October 5, 2017

Masterclass – Jean Paul Agon

This time, it was Jean-Paul Agon who was in the hot seat.

One of the most revered figures in beauty, the L’Oréal chairman and CEO sat down for a one-on-one interview with The Fragrance Foundation president Linda Levy for last night’s Masterclass at Florence Gould Hall.

Agon took the stage to introduce himself, and poke a bit of fun at his fierce reputation: “I’m a very competitive guy,” he said, later revealing that “[My] name, ‘Agon,’ comes from the Greek word, ‘fight.’ I am sure it would surprise you,” he said dryly.

But Agon wasn’t there to talk tough: He was there to share some of the wisdom he’s acquired over 39 years working at L’Oréal. The sold-out audience included this year’s Notables, who represent the best and brightest young talents in the fragrance industry.

Looking back at his career, Agon believes the most exciting time in beauty is actually this moment. Reflecting on the decades he’s spent with L’Oréal, there wasn’t even a fraction of the change he’s seen in just the past few years, he said.

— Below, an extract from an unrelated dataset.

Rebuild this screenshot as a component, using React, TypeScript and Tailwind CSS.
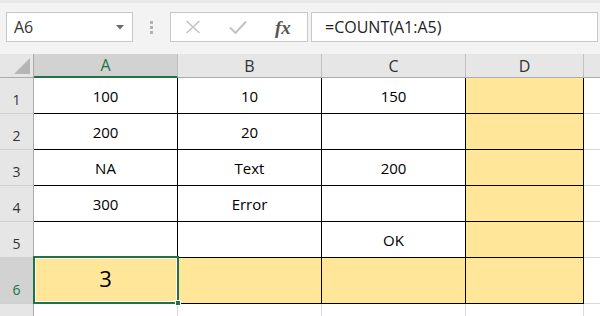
import React from "react";

const rows: string[][] = [
  ["100", "10", "150"],
  ["200", "20", ""],
  ["NA", "Text", "200"],
  ["300", "Error", ""],
  ["", "", "OK"],
];

const F = "font-['Open_Sans','Noto_Sans',sans-serif]";

function TopBar() {
  return (
    <div className="h-[54px] bg-[#f3f3f3] border-t-[3px] border-[#e8e8e8] flex items-start pt-[9px]">
      <div className="ml-[6px] w-[127px] h-[30px] bg-white border border-[#c8c8c8] flex items-center justify-between pl-[7px] pr-[8px]">
        <span className={`${F} text-[16px] text-[#333]`}>A6</span>
        <svg width="8" height="5" viewBox="0 0 8 5"><path d="M0 0h8L4 4.5z" fill="#6a6a6a" /></svg>
      </div>
      <div className="w-[37px] h-[30px] flex flex-col items-center justify-center gap-[2px]">
        <span className="w-[3px] h-[3px] bg-[#b3b3b3]" />
        <span className="w-[3px] h-[3px] bg-[#b3b3b3]" />
        <span className="w-[3px] h-[3px] bg-[#b3b3b3]" />
      </div>
      <div className="w-[138px] h-[30px] bg-white border border-[#c8c8c8] flex items-center pl-[14px] gap-[28px]">
        <svg width="16" height="14" viewBox="0 0 16 14"><path d="M1.5 1L14.5 13M14.5 1L1.5 13" stroke="#c3c3c3" strokeWidth="1.6" fill="none" /></svg>
        <svg width="18" height="14" viewBox="0 0 18 14"><path d="M1 7.5L6.5 13L17 1.5" stroke="#c3c3c3" strokeWidth="2" fill="none" /></svg>
        <span className="font-['Liberation_Serif',serif] italic font-bold text-[19px] text-[#555] leading-none">fx</span>
      </div>
      <div className="ml-[3px] w-[287px] h-[30px] bg-white border border-[#c8c8c8] flex items-center pl-[13px]">
        <span className={`${F} text-[16px] text-[#222]`}>=COUNT(A1:A5)</span>
      </div>
    </div>
  );
}

function Header() {
  const cols = [
    { l: "A", w: "w-[144px]", sel: true },
    { l: "B", w: "w-[144px]", sel: false },
    { l: "C", w: "w-[144px]", sel: false },
    { l: "D", w: "w-[118px]", sel: false },
  ];
  return (
    <div className="flex h-[24px] bg-[#e6e6e6]">
      <div className="w-[34px] h-full border-r border-b border-[#ababab] flex items-end justify-end pr-[3px] pb-[3px]">
        <svg width="16" height="16" viewBox="0 0 16 16"><path d="M16 0V16H0z" fill="#b5b5b5" /></svg>
      </div>
      {cols.map((c) => (
        <div
          key={c.l}
          className={`${c.w} h-full border-r flex items-center justify-center ${F} text-[16px] ${
            c.sel
              ? "bg-[#d2d2d2] text-[#217346] border-b-2 border-b-[#217346] border-r-[#c0c0c0]"
              : "text-[#333] border-b border-b-[#ababab] border-r-[#c0c0c0]"
          }`}
        >
          {c.l}
        </div>
      ))}
      <div className="flex-1 h-full border-b border-[#ababab]" />
    </div>
  );
}

function RowHead({ n, sel, h }: { n: number; sel?: boolean; h: string }) {
  return (
    <div
      className={`w-[34px] ${h} border-r border-r-[#ababab] border-b border-b-[#d0d0d0] flex items-end justify-center pb-[3px] ${F} text-[14px] ${
        sel ? "bg-[#d2d2d2] text-[#217346]" : "bg-[#e6e6e6] text-[#333]"
      }`}
    >
      {n}
    </div>
  );
}

export default function App() {
  return (
    <div className="w-[600px] h-[316px] overflow-hidden bg-white">
      <TopBar />
      <Header />
      {rows.map((r, i) => (
        <div key={i} className="flex h-[36px]">
          <RowHead n={i + 1} h="h-[36px]" />
          {r.map((v, j) => (
            <div
              key={j}
              className={`w-[144px] h-full border-r border-b border-black flex items-end justify-center pb-[6px] ${F} text-[15px] text-black`}
            >
              {v}
            </div>
          ))}
          <div className="w-[118px] h-full border-r border-b border-black bg-[#ffe699]" />
          <div className="flex-1 h-full border-b border-[#d9d9d9]" />
        </div>
      ))}
      <div className="flex h-[46px]">
        <RowHead n={6} sel h="h-[46px]" />
        <div className={`relative w-[144px] h-full border-r border-b border-black bg-[#ffe699] flex items-end justify-center pb-[8px] ${F} text-[22px] text-black`}>
          3
          <div className="absolute top-[-2px] left-[-1px] right-[-2px] bottom-[-1px] border-2 border-[#217346] shadow-[inset_0_0_0_1px_white]" />
          <div className="absolute right-[-4px] bottom-[-3px] w-[6px] h-[6px] bg-[#217346] border border-white" />
        </div>
        <div className="w-[144px] h-full border-r border-b border-black bg-[#ffe699]" />
        <div className="w-[144px] h-full border-r border-b border-black bg-[#ffe699]" />
        <div className="w-[118px] h-full border-r border-b border-black bg-[#ffe699]" />
        <div className="flex-1 h-full border-b border-[#d9d9d9]" />
      </div>
      <div className="flex h-[20px]">
        <div className="w-[34px] h-full border-r border-[#ababab] bg-[#e6e6e6]" />
        <div className="w-[144px] h-full border-r border-[#d9d9d9]" />
        <div className="w-[144px] h-full border-r border-[#d9d9d9]" />
        <div className="w-[144px] h-full border-r border-[#d9d9d9]" />
        <div className="w-[118px] h-full border-r border-[#d9d9d9]" />
        <div className="flex-1" />
      </div>
    </div>
  );
}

“[Today], the world of beauty has nothing to do with the way it was five years ago!” he said. “The consumer is at the heart, and that is absolutely fabulous.”

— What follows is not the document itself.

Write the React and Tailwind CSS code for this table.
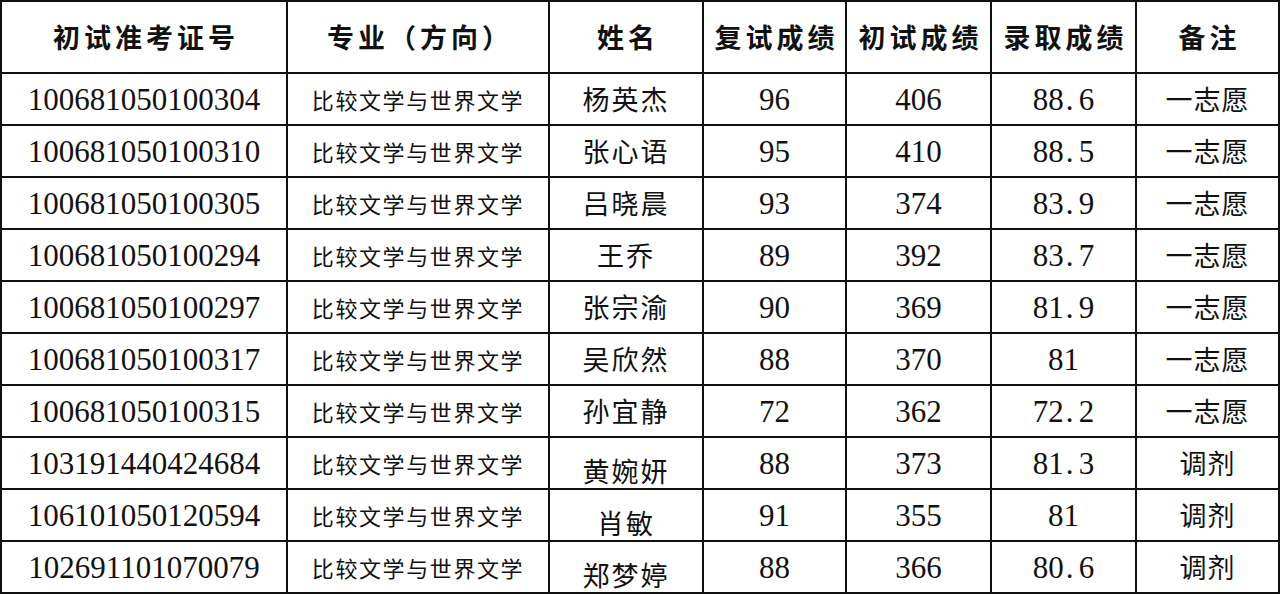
const headers = ['初试准考证号', '专业（方向）', '姓名', '复试成绩', '初试成绩', '录取成绩', '备注']

const rows = [
  ['100681050100304', '杨英杰', '96', '406', '88.6', '一志愿'],
  ['100681050100310', '张心语', '95', '410', '88.5', '一志愿'],
  ['100681050100305', '吕晓晨', '93', '374', '83.9', '一志愿'],
  ['100681050100294', '王乔', '89', '392', '83.7', '一志愿'],
  ['100681050100297', '张宗渝', '90', '369', '81.9', '一志愿'],
  ['100681050100317', '吴欣然', '88', '370', '81', '一志愿'],
  ['100681050100315', '孙宜静', '72', '362', '72.2', '一志愿'],
  ['103191440424684', '黄婉妍', '88', '373', '81.3', '调剂'],
  ['106101050120594', '肖敏', '91', '355', '81', '调剂'],
  ['102691101070079', '郑梦婷', '88', '366', '80.6', '调剂'],
]

const serif = "font-['Liberation_Serif',serif]"
const cjk = "font-['Noto_Sans_CJK_SC',sans-serif]"
const cell = 'flex items-center justify-center border-r-2 border-b-2 border-[#111] text-[#111] whitespace-nowrap'

// SimSun-style digits: the dot gets a half-width cell like the numbers
function Num({ value }) {
  const [a, b] = value.split('.')
  return (
    <span className={`${serif} text-[31px] leading-none`}>
      {a}
      {b !== undefined && (
        <>
          <span className="inline-block w-[15px] text-left pl-[2px]">.</span>
          {b}
        </>
      )}
    </span>
  )
}

export default function App() {
  return (
    <div className="w-[1280px] h-[594px] bg-white overflow-hidden">
      <div className="grid grid-cols-[286px_262px_154px_143px_145px_145px_143px] grid-rows-[72px_repeat(10,52px)] border-l-2 border-t-2 border-[#111]">
        {headers.map(h => (
          <div key={h} className={`${cell} ${cjk} font-bold text-[27px] tracking-[4px] pl-[4px]`}>
            {h}
          </div>
        ))}

        {rows.map((r, i) => (
          <div key={r[0]} className="contents">
            <div className={cell}>
              <Num value={r[0]} />
            </div>
            <div className={`${cell} ${cjk} text-[22px] tracking-[1.6px] font-normal`}>
              比较文学与世界文学
            </div>
            <div className={`${cell} ${cjk} text-[27px] tracking-[2px]`}>
              <span className={i >= 7 ? 'mt-[16px]' : ''}>{r[1]}</span>
            </div>
            <div className={cell}>
              <Num value={r[2]} />
            </div>
            <div className={cell}>
              <Num value={r[3]} />
            </div>
            <div className={cell}>
              <Num value={r[4]} />
            </div>
            <div className={`${cell} ${cjk} text-[27px] tracking-[1px]`}>
              {r[5]}
            </div>
          </div>
        ))}
      </div>
    </div>
  )
}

So how is Agon evolving L’Oréal, which he describes as an “entrepreneurial company?” When asked about digital, he stressed the practical use of targeted marketing, which he reveres as one of the strongest tools for reaching the customer (“We know fragrance market is super-segmented”). Also, he repeatedly mentioned the industry’s sense of “imaginaire,” and how digital media can better educate consumers about the artistry of fragrance, from the perfumers behind the scents to the ingredients in the juice.

If Agon’s excitement for ingredient-driven fragrances is any indication, this sort of storytelling is going to be essential. When asked about the push for more artisanal and natural scents, Agon lit up, calling it “One of the best moves in the industry.”

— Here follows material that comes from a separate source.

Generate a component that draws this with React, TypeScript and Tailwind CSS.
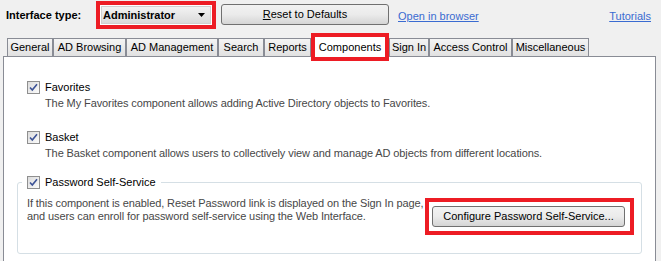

Sustainability also got Agon talking, as he outlined an ambitious plan to make “100 percent of L’Oréal products have a positive impact by 2020.”

When Levy asked him about the recent death of L’Oréal heiress Liliane Bettencourt, Agon got personal.

“I knew her well and she was like a mother to me in the way,” he said. “She was not involved very much in the business—the big impact is an emotional impact. People see L’Oréal as a corporation, but in many ways it’s like a family business.”

When asked about his passion outside of the office—sailing—Agon got philosophical.

“Sailing teaches you a lot,” he said. “For example, if you want to win a regatta, you could have the best boat and team you need to win, but you need to see where the wind is. The wind is where the growing segments are,” he said, bringing it back to work. “It’s my job to say, ‘There’s the wind.’”

Perhaps the very last question—and the most fun—gave some personal insight to the unflappable exec. When Levy told Agon that he shared a birthday—July 6—with the Dalai Lama, Marc Chagall, and Sylvester Stallone, she asked what he might have in common with all three. After thanking her that she didn’t pick someone unsavory, he quickly replied, “They’re all very intense.”

“So are you going to walk into the conference room like Rocky?” Levy asked.

“Probably not the Dalai Lama.” His team laughed in recognition.